Late in the winter of my seventeenth year, my mother decided I was depressed, presumably because I rarely left the house, spent quite a lot of time in bed, read the same books over and over, ate infrequently, and devoted quite a bit of my abundant free time to thinking about death.
Meet Hazel. She’s got cancer. It started as thyroid cancer, but now it’s in her lungs. There is no cure, but there is this miracle drug, Phalanxifor (Green points out in his acknowledgements that it’s a made up drug.), and although Hazel’s lungs are practically useless and she has to be hooked up to her oxygen tank all the time, she does okay. Except for, you know, the depression. Or whatever.
Her parents insist that she go to the cancer survivor’s support group meeting – which she had grown to “to be rather kicking-and-screaming about” – and it is there that she meets Augustus Waters. He’s in remission after losing his leg below the knee from “a little touch of osteosarcoma.” Her immediate reaction: he’s hot. From this point on, I flew through the pages of John Green’s YA novel The Fault in Our Stars, alternately laughing and crying.
Telling you much more about the plot won’t actually do the book any justice. Besides, it isn’t so much about what as it is about to whom. The Fault in Our Stars is driven by the magic that is Hazel and Augustus.
Their relationship begins over an exchange of books (be still my heart). Hazel lends Augustus her favourite novel, An Imperial Affliction, the story of Anna, a girl with a rare cancer of the blood. But, Hazel says:…
it’s not a cancer book, because cancer books suck. Like, in cancer books, the cancer person starts a charity that raises money to fight cancer, right? And this commitment to charity reminds the cancer person of the essential goodness of humanity and makes him/her feel loved and encouraged because s/he will leave a cancer-curing legacy. But in AIA, Anna decides that being a person with cancer who starts a cancer charity is a bit narcissistic, so she starts a charity called The Anna Foundation for People with Cancer Who Want to Cure Cholera.
Hazel has some unanswered questions about An Imperial Affliction. She has tried for months to get in touch with the book’s author, Peter Van Houten. When Augustus actually makes contact with Van Houten, it sends the pair on the trip of a lifetime.
But much of that is plot and while the story might be predictable in many ways, there is nothing ordinary about this novel. Nothing. Hazel has been sick for a long time; she has already come to terms with her mortality. What she doesn’t know how to do is live. Augustus is the perfect antidote to her doldrums, beautiful and funny.

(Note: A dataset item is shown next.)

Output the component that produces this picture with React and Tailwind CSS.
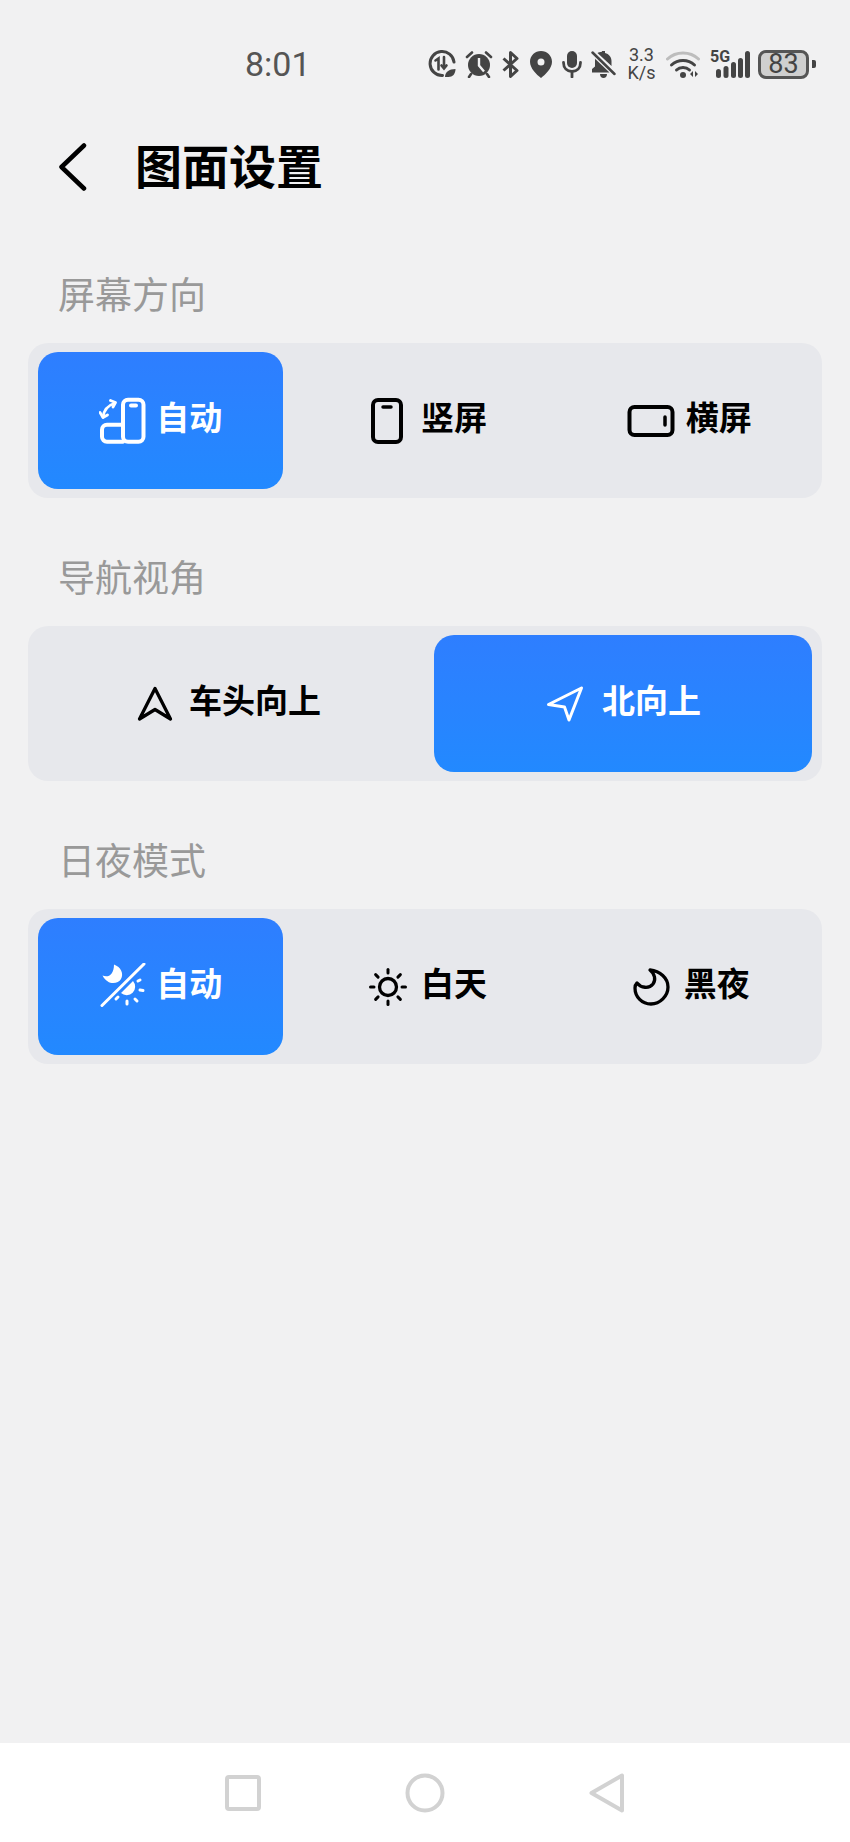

And make no mistake – this book is funny. These kids know how to laugh at themselves. When Isaac, another member of the support group, loses his remaining eye to cancer he says: ” …people keep saying my other senses will improve to compensate, but CLEARLY NOT YET. Hi, Support Group Hazel. Come over here so I can examine your face with my hands and see deeper into your soul than a sighted person ever could.”
As if navigating the thorny path to adulthood weren’t difficult enough, the teenagers in this book must also contend with bodies that have forsaken them. It is also heartbreaking to watch Hazel’s parents try to protect their daughter, even when they know they can’t. As a mom myself, I can only imagine how horrific it must be to care for a terminally ill child.
Augustus sums it up best: “…the thing about pain…it demands to be felt.”
Absolutely my favourite book this year.